After the coffee ceremony, we were served what they consider to be a snack, which involved more traditional food including injera with carrots, potatoes, and chick pea mash (name?). I am loving the traditional food here--I could eat this all the time. It is so much better here than back home. It is funny because Henoch seemed so surprised that we liked the food. I guess its not so great for him because that is what he nearly always eats. Basically everyone eats this way throughout the week except for Sunday when something different might be served. Because the bread, injera, is eaten with nearly every meal, it must be made very frequently. The process of making it involves three days of preparation. The grain teff, sorghum, and water are mixed together and the mixture is allowed to sit for a period of time--a couple of days or so. Then at some point, the mixture is taken and put on a giant circular griddle that basically every household has to cook the bread. Again, I liken it to cooking pancakes or crepes.

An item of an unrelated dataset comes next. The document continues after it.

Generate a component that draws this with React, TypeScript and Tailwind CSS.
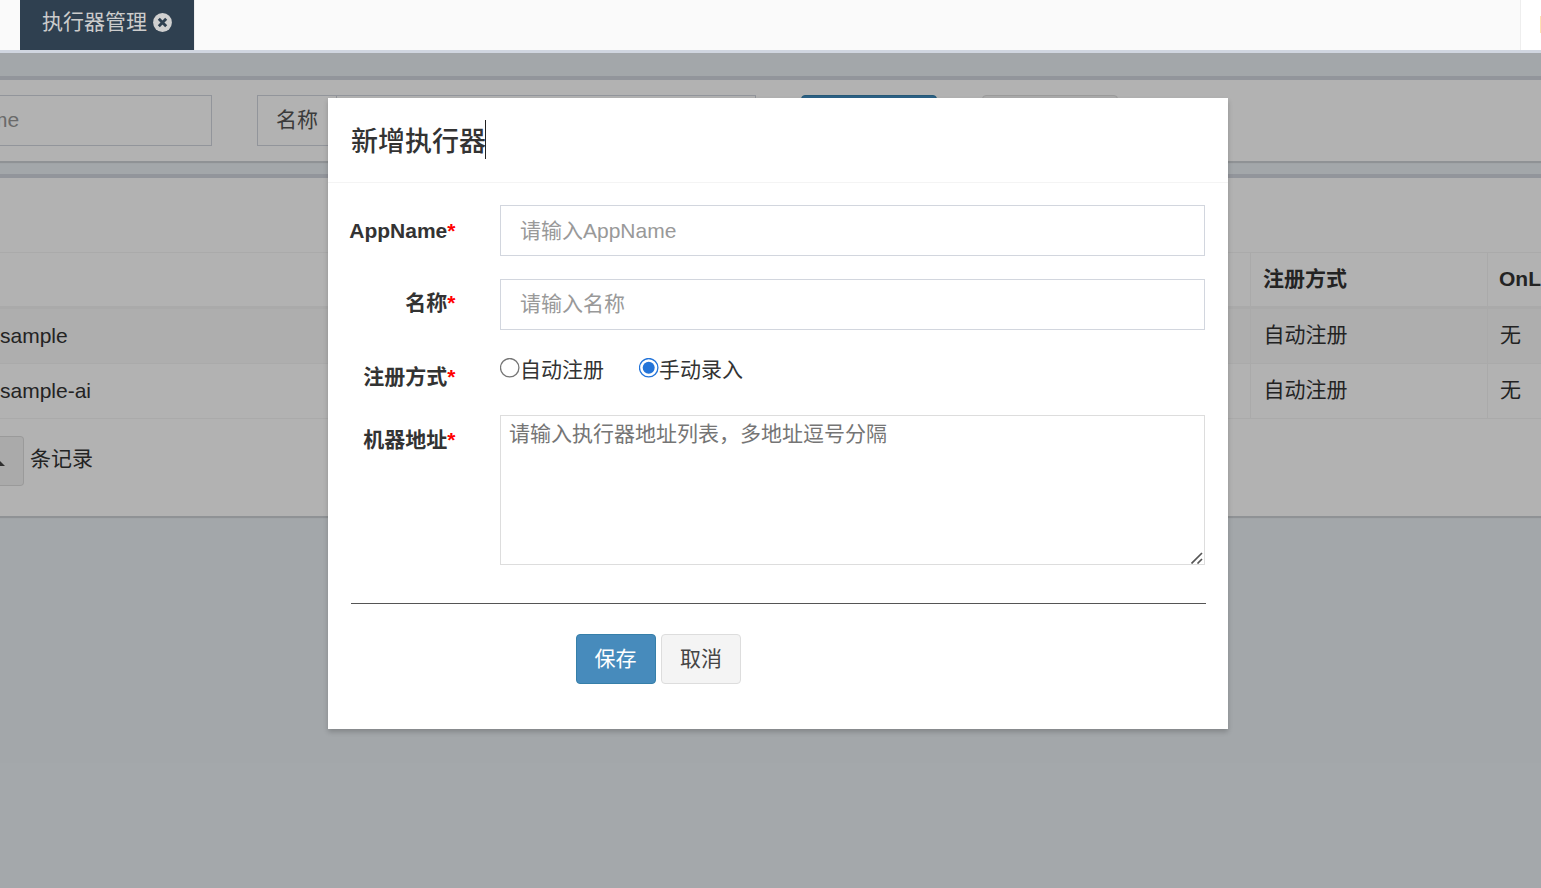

Throughout the afternoon and evening we talked with Henoch about the details of his life as an Eritrean including the food, education, holiday traditions, clothing, etc. I will trump my last post and say that this was my favorite day thusfar here in Eritrea. It was so interesting to hear about life from an Eritrean in a very real and candid way. We were also able to meet this particular section of his family and to see how they lived, which was very eye-opening. This was a very memorable way to spend my 28th!